DIRECTOR’S PORTFOLIOS

 

BOARD EXECUTIVE ROLES

 

CHAIR:

o  Establish the agenda for regular Board meetings in collaboration with the Executive Director, with contribution from other Board members.

o  Ensure Board business is handled in an orderly manner at Board meetings.

o  Chair the Annual General Meeting.

o  Represent the Corporation to the general public upon occasion.

o  Vote on motions where necessary to break a tie.

o  Ensure updating of Corporations Branch requirements.

 

VICE-CHAIR

o  Conduct Chairperson duties in support of or in the absence of that person.

o  Conduct any required staffing actions of the Board, in concert with appropriate Committee Chair.

o  Other sundry duties as required.

 

SECRETARY

o  Record and distribute Board minutes.

o  Ensure maintenance of motion book.

o  Hold custody of the seal.

o  Ensure maintenance of membership list.

o  Ensure updating of Corporation Branch requirements.

o  Liaise with Executive Director and Staff when required for preparation of documents
and materials required by the Board and for Board meetings.

o  Other sundry duties as required.

 

FINANCE DIRECTOR

o  Ensure maintenance of Board’s financial records.

o  Ensure signing authorities are up to date.

o  Assist with budgets.

o  Ensure documents are sent promptly to governmental agencies requiring them.

o  Ensure monthly, quarterly, and annual financial reports are completed and represented
for approval.

o  Liaise with Executive Director and Staff for preparation of financial details and
repots required by the Board and for Board meetings.

o  Report the financial status of all accounts and legal documents.

o  In collaboration with the Executive Director develop, maintain, and revise (if
necessary) any financial policies and guidelines.

o  Other sundry duties as required.

 

MEMBERS AT LARGE (up to 2)

o  Can be assigned committee Portfolio duties as the need arises.

 

APPENDIX “B”

RULES AND PROCEDURES GOVERNING THE ELECTION OF
DIRECTORS

SCHEDULE OF
ELECTION OF DIRECTORS

It is the intention of these bylaws that all Board positions will be elected for 2-year
terms. The following schedule will determine which positions will be subject to
the election process. With the exception of the Executive Board positions, the
Board of Directors shall be elected into Member at Large positions whereby committee
roles may be determined by a simple majority vote at Board of Directors meeting
following the Annual General Meeting.

a)Even-Numbered Years

oVice-Chair;

oSecretary;

oMembers at Large.

b)Odd-Numbered Years

oChair;

oFinance Director;

oMembers at Large.

NOMINATION
AND ELECTION PROCEDURE

a)     Each individual member who held a current year membership prior to March 31st
of the year in which the AGM or election is being held and are in good standing
shall be entitled to one vote.

b)     The nomination and election for each vacant Director position shall be conducted
and concluded prior to nomination and election of the next vacant Director
position.

c)The order of Director positions to be elected shall be:

i)Chair

ii)Vice-Chair

iii)Secretary

iv)Finance Director

v)Member at Large (up to 3 for a total of 9 Directors)
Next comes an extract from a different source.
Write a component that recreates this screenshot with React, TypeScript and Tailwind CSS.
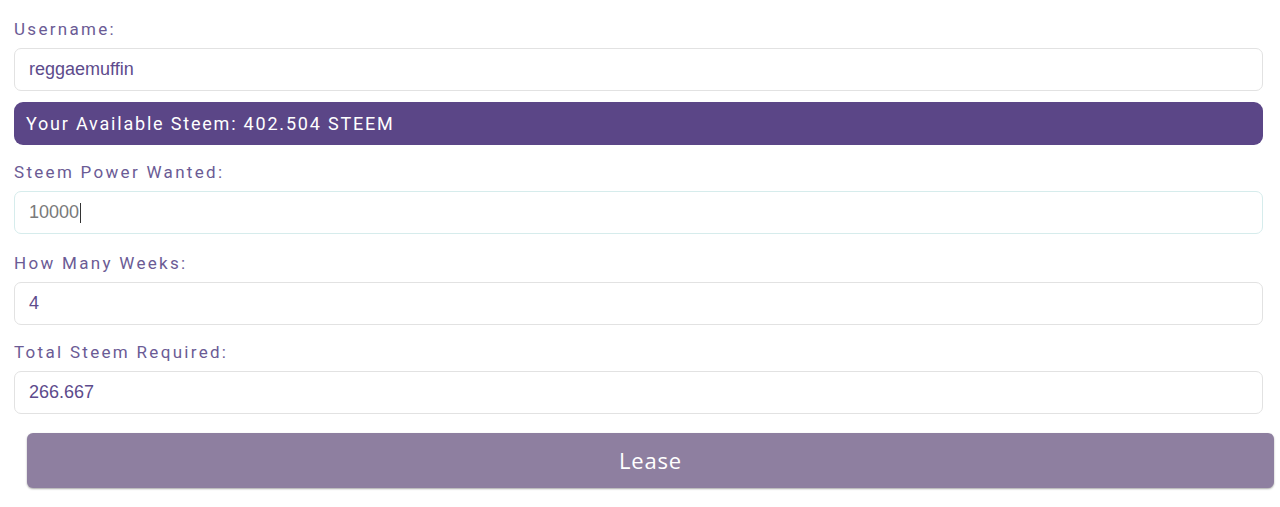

d)In even-numbered subsequent years, the order of Director positions to be elected shall be:

i)Vice-Chair

ii)Secretary

iii)Member at Large (up to 3 for a total of 9 Directors)

e)In odd-numbered subsequent years, the order of Director positions to be elected shall be:

i)Chair

ii)Finance Director

iii)Member at Large (up to 3 for a total of 9 Directors)

f) The nomination and election process shall be governed and conducted by a fair and
objective NSN Board Chair (or designate) who will act as the Electoral Officer.

g) For each Director position, and in the order determined by d), e) or f) preceding,
the Electoral Officer shall call for nominations from the general membership.

h) Each nomination shall be made by a nominator and supported by a seconder, both of
whom shall be members in good standing.

i) When the Electoral Officer has determined that no additional nominations are
forthcoming for that Director position, he or she shall call nominations
closed.

j) The Electoral officer shall determine the age and membership eligibility for each nomination
and shall then ask each nominee if she of she wishes to allow his or her name
to stand for election.

k)If only one eligible person is nominated by the time nominations close, that
person shall be considered elected by acclamation.

l) When the final list of nominees has been determined, the Electoral Officer shall
call upon each nominator to speak to the merits of their nomination; to be
followed by the nominee. The order to be followed shall be alphabetic by last
names of the nominee. Each
nominator
and nominee shall be allowed two (2) minutes to speak to the merits of the
nomination.

m)  Voting shall be by show of hands unless a secret ballot is requested (as per Article 4.
4.); each individual and organization member in good standing shall be eligible
to vote.

n) The Electoral Officer shall count the votes and identify the person elected to the general membership prior to conducting the nomination process for the next
vacant Director position.

o)The winning candidate shall be determined by simple majority of cast ballots. The number of abstainers shall not be recorded.

p) Where the results of the election are inconclusive, such as in tie vote, the Electoral Officer shall conduct a run-off election between the tied candidates.

q) If a secret ballot is conducted, all cast ballots shall be discarded, in secret, by the Electoral Officer.